While the maker of this map is not formally identified, we infer from the initials (PB), the date of the map, the privilege, and the address on the map "Quay de la Megisserie au St. Espirit pres le Pont Neuf," that the maker must be Philippe Buache. He credits the design for this map on the inset charts which appear on the right side of Popple's Map of the British Empire in North America. Buache has evidently sought to make use of the Popple charts for a French audience, translating the English text, enlarging the maps to make them more useful for navigation, and adding a French mileage scale. In the 1741 edition of these maps, however, Buache notes that Popple, when mapping non-British areas, seems to have mainly recycled work from French or Spanish cartographers. 

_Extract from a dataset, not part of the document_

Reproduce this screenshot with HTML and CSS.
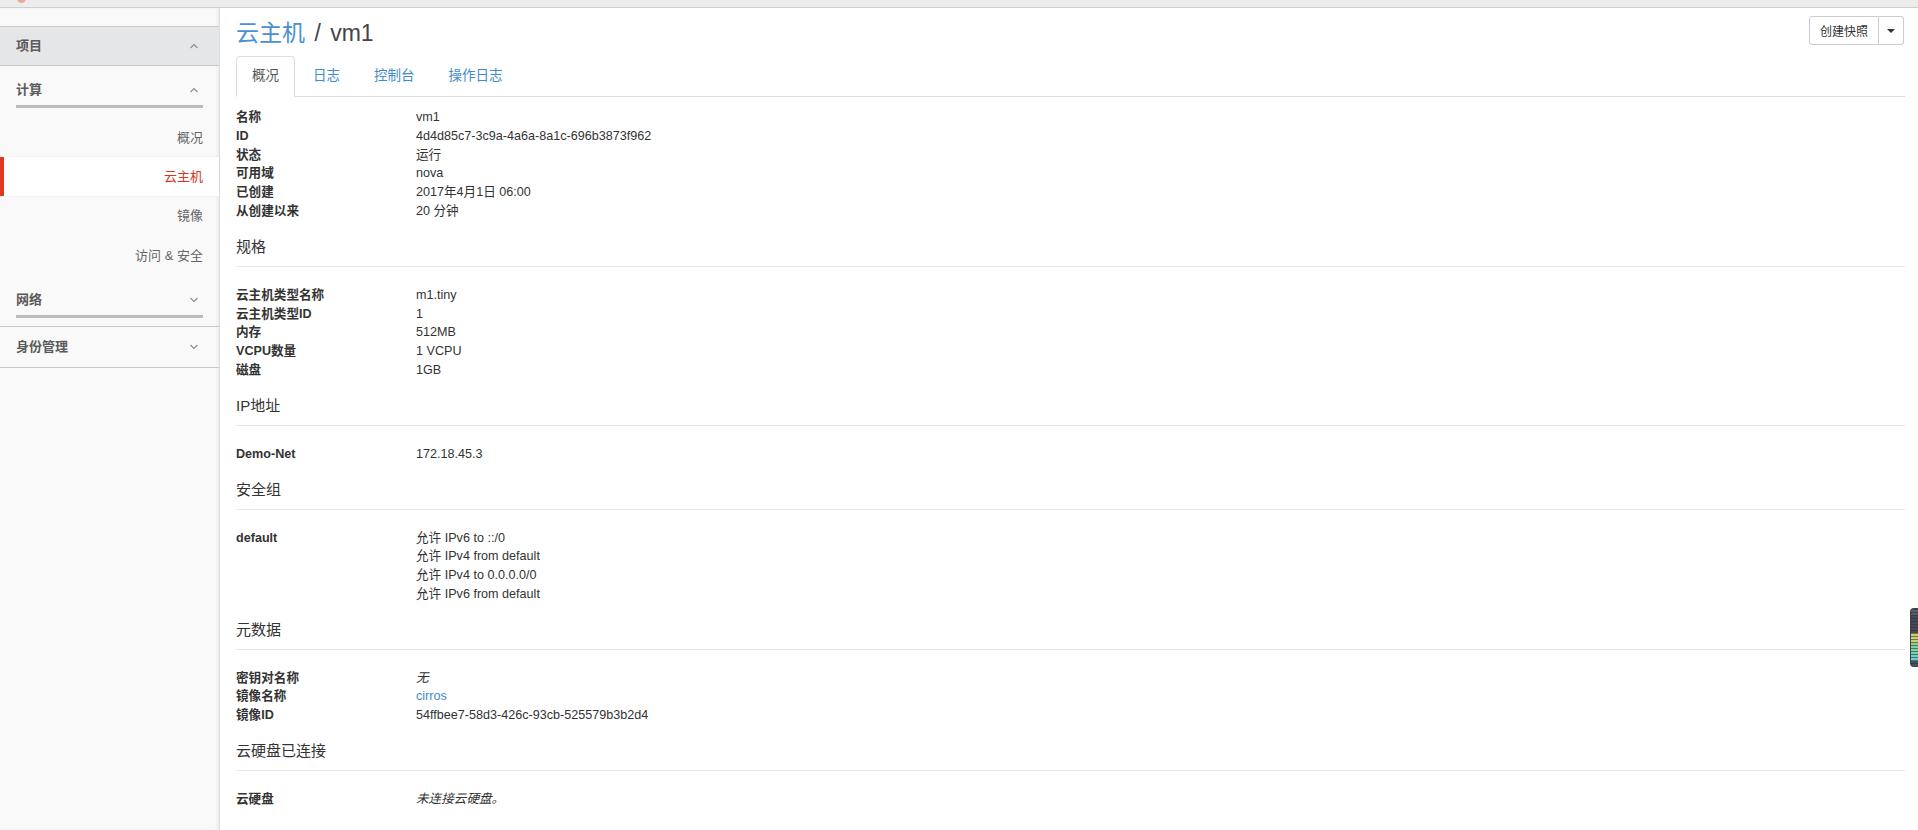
FILE: index.html
```html
<!DOCTYPE html>
<html lang="zh-CN">
<head>
<meta charset="utf-8">
<title>云主机 / vm1</title>
<link rel="stylesheet" href="styles.css">
</head>
<body>
<div class="topbar"><span class="logo-mark"></span></div>
<div class="layout">
  <aside class="sidebar">
    <div class="side-head side-head--dark">
      <span>项目</span>
      <svg class="chev" width="8" height="6" viewBox="0 0 8 6"><polyline points="0.5,5 4,1.5 7.5,5" fill="none" stroke="#8a8a8a" stroke-width="1.1"/></svg>
    </div>
    <div class="side-group">
      <div class="side-head side-head--open">
        <span>计算</span>
        <svg class="chev" width="8" height="6" viewBox="0 0 8 6"><polyline points="0.5,5 4,1.5 7.5,5" fill="none" stroke="#8a8a8a" stroke-width="1.1"/></svg>
      </div>
      <ul class="side-list">
        <li class="side-item">概况</li>
        <li class="side-item side-item--active">云主机</li>
        <li class="side-item">镜像</li>
        <li class="side-item">访问 &amp; 安全</li>
      </ul>
    </div>
    <div class="side-head side-head--open side-head--border side-head--low">
      <span>网络</span>
      <svg class="chev" width="8" height="6" viewBox="0 0 8 6"><polyline points="0.5,1 4,4.5 7.5,1" fill="none" stroke="#8a8a8a" stroke-width="1.1"/></svg>
    </div>
    <div class="side-head side-head--border">
      <span>身份管理</span>
      <svg class="chev" width="8" height="6" viewBox="0 0 8 6"><polyline points="0.5,1 4,4.5 7.5,1" fill="none" stroke="#8a8a8a" stroke-width="1.1"/></svg>
    </div>
  </aside>

  <main class="main">
    <div class="page-head">
      <h1 class="page-title"><a class="crumb" href="#">云主机</a> <span class="sep">/</span> vm1</h1>
      <div class="btn-group">
        <button class="btn">创建快照</button>
        <button class="btn btn-caret"><span class="caret"></span></button>
      </div>
    </div>

    <ul class="tabs">
      <li class="tab tab--active">概况</li>
      <li class="tab">日志</li>
      <li class="tab">控制台</li>
      <li class="tab">操作日志</li>
    </ul>

    <dl class="info info--first">
      <dt>名称</dt><dd>vm1</dd>
      <dt>ID</dt><dd>4d4d85c7-3c9a-4a6a-8a1c-696b3873f962</dd>
      <dt>状态</dt><dd>运行</dd>
      <dt>可用域</dt><dd>nova</dd>
      <dt>已创建</dt><dd>2017年4月1日 06:00</dd>
      <dt>从创建以来</dt><dd>20 分钟</dd>
    </dl>

    <h4 class="section">规格</h4>
    <dl class="info">
      <dt>云主机类型名称</dt><dd>m1.tiny</dd>
      <dt>云主机类型ID</dt><dd>1</dd>
      <dt>内存</dt><dd>512MB</dd>
      <dt>VCPU数量</dt><dd>1 VCPU</dd>
      <dt>磁盘</dt><dd>1GB</dd>
    </dl>

    <h4 class="section">IP地址</h4>
    <dl class="info">
      <dt>Demo-Net</dt><dd>172.18.45.3</dd>
    </dl>

    <h4 class="section">安全组</h4>
    <dl class="info">
      <dt>default</dt>
      <dd>
        <div>允许 IPv6 to ::/0</div>
        <div>允许 IPv4 from default</div>
        <div>允许 IPv4 to 0.0.0.0/0</div>
        <div>允许 IPv6 from default</div>
      </dd>
    </dl>

    <h4 class="section">元数据</h4>
    <dl class="info">
      <dt>密钥对名称</dt><dd><em>无</em></dd>
      <dt>镜像名称</dt><dd><a class="link" href="#">cirros</a></dd>
      <dt>镜像ID</dt><dd>54ffbee7-58d3-426c-93cb-525579b3b2d4</dd>
    </dl>

    <h4 class="section">云硬盘已连接</h4>
    <dl class="info">
      <dt>云硬盘</dt><dd><em>未连接云硬盘。</em></dd>
    </dl>
  </main>
</div>
<div class="widget"></div>
</body>
</html>
```

FILE: styles.css
```css
* { box-sizing: border-box; }

html, body {
  margin: 0;
  padding: 0;
  background: #ffffff;
  overflow: hidden;
}

body {
  font-family: "Liberation Sans", Arial, "Noto Sans CJK SC", sans-serif;
  color: #333333;
  font-size: 12.6px;
  height: 830px;
}

/* top bar */
.topbar {
  position: relative;
  height: 8px;
  background: #ececec;
  border-bottom: 1px solid #cfcfcf;
  overflow: hidden;
}

.logo-mark {
  position: absolute;
  left: 17px;
  top: -6px;
  width: 9px;
  height: 9px;
  border-radius: 50%;
  background: #eaa99c;
}

.layout {
  display: flex;
  height: 822px;
}

/* sidebar */
.sidebar {
  width: 220px;
  flex: 0 0 220px;
  background: #f9f9f9;
  border-right: 1px solid #dedede;
  box-shadow: inset -2px 0 3px rgba(0, 0, 0, 0.05);
  padding-top: 18px;
  color: #5a5a5a;
  font-size: 13px;
}

.side-head {
  display: flex;
  justify-content: space-between;
  align-items: center;
  padding: 0 21px 0 16px;
  height: 40px;
  font-weight: bold;
  line-height: 20px;
}

.side-head--dark {
  background: #e5e6e8;
  border-top: 1px solid #c9c9c9;
  border-bottom: 1px solid #c9c9c9;
}

.side-head--open {
  display: block;
  height: auto;
  padding: 14px 16px 10px 16px;
}

.side-head--low {
  padding-top: 16px;
  padding-bottom: 8px;
}

.side-head--open > span {
  display: inline-block;
}

.side-head--open .chev {
  float: right;
  margin: 7px 5px 0 0;
}

.side-head--open::after {
  content: "";
  display: block;
  height: 3px;
  margin-top: 5px;
  background: #bcbcbc;
  clear: both;
}

.side-head--border {
  border-bottom: 1px solid #c9c9c9;
}

.side-head:not(.side-head--open).side-head--border {
  height: 41px;
}

.chev {
  display: block;
}

.side-list {
  list-style: none;
  margin: 0;
  padding: 0;
}

.side-item {
  height: 39px;
  line-height: 39px;
  text-align: right;
  padding-right: 16px;
  color: #666666;
}

.side-item:nth-child(4) {
  line-height: 41px;
}

.side-item--active {
  background: #ffffff;
  color: #d6361c;
  border-left: 4px solid #e0391d;
  box-shadow: 0 0 2px rgba(0, 0, 0, 0.08);
}

/* main */
.main {
  flex: 1;
  padding: 0 13px 0 16px;
  min-width: 0;
}

.page-head {
  display: flex;
  justify-content: space-between;
  align-items: flex-start;
}

.page-title {
  margin: 10px 0 8px 0;
  font-size: 23px;
  line-height: 30px;
  font-weight: normal;
  color: #444444;
}

.crumb {
  color: #4a8fd1;
  text-decoration: none;
}

.sep {
  color: #444444;
  margin: 0 3px;
}

.btn-group {
  display: flex;
  margin-top: 8px;
  margin-right: 1px;
}

.btn {
  height: 29px;
  border: 1px solid #cccccc;
  background: #ffffff;
  color: #333333;
  font-family: inherit;
  font-size: 12px;
  padding: 0 10px;
  border-radius: 3px 0 0 3px;
  cursor: pointer;
}

.btn-caret {
  width: 25px;
  padding: 0;
  border-left: 0;
  border-radius: 0 3px 3px 0;
  display: flex;
  align-items: center;
  justify-content: center;
}

.caret {
  display: block;
  width: 0;
  height: 0;
  border-top: 4px solid #333333;
  border-left: 4px solid transparent;
  border-right: 4px solid transparent;
}

/* tabs */
.tabs {
  display: flex;
  list-style: none;
  margin: 0;
  padding: 0;
  border-bottom: 1px solid #dddddd;
  font-size: 13.5px;
}

.tab {
  margin: 0 2px -1px 0;
  padding: 9px 15px 10px;
  line-height: 20px;
  border: 1px solid transparent;
  border-radius: 4px 4px 0 0;
  color: #428bca;
}

.tab--active {
  color: #555555;
  background: #ffffff;
  border-color: #dddddd #dddddd transparent;
}

/* detail lists */
.info {
  display: grid;
  grid-template-columns: 180px 1fr;
  margin: 18.6px 0 0;
  line-height: 18.8px;
}

.info--first {
  margin-top: 11px;
}

.info dt {
  font-weight: bold;
  color: #333333;
}

.info dd {
  margin: 0;
  color: #333333;
}

.info em {
  font-style: italic;
}

.link {
  color: #428bca;
  text-decoration: none;
}

.section {
  margin: 16.4px 0 0;
  padding-bottom: 9px;
  border-bottom: 1px solid #e7e7e7;
  font-size: 15px;
  line-height: 20px;
  font-weight: normal;
  color: #333333;
}

/* floating widget at the right edge */
.widget {
  position: absolute;
  left: 1910px;
  top: 608px;
  width: 8px;
  height: 59px;
  border-radius: 4px 0 0 4px;
  border: 1px solid #3c4048;
  border-right: 0;
  background:
    repeating-linear-gradient(to bottom, rgba(40, 43, 50, 0.55) 0 1px, transparent 1px 3px),
    linear-gradient(to bottom, #5a5f6a 0 6px, #454a54 6px 24px, #c9cf6c 24px 34px, #7fd39a 34px 44px, #62d3cc 44px 52px, #4a4f59 52px);
}
```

This is one of the earliest obtainable maps to incorporate the views from Popple's map.

Condition Description
Original hand-color. Some toning.
Philippe Buache Biography

Philippe Buache (1700-1773) was one of the most famous French geographers of the eighteenth century. Buache was married to the daughter of the eminent Guillaume Delisle and worked with his father-in-law, carrying on the business after Guillaume died. Buache gained the title geographe du roi in 1729 and was elected to the Academie des Sciences in the same year. Buache was a pioneering theoretical geographer, especially as regards contour lines and watersheds. He is best known for his works such as Considérations géographiques et physiques sur les découvertes nouvelles dans la grande mer (Paris, 1754).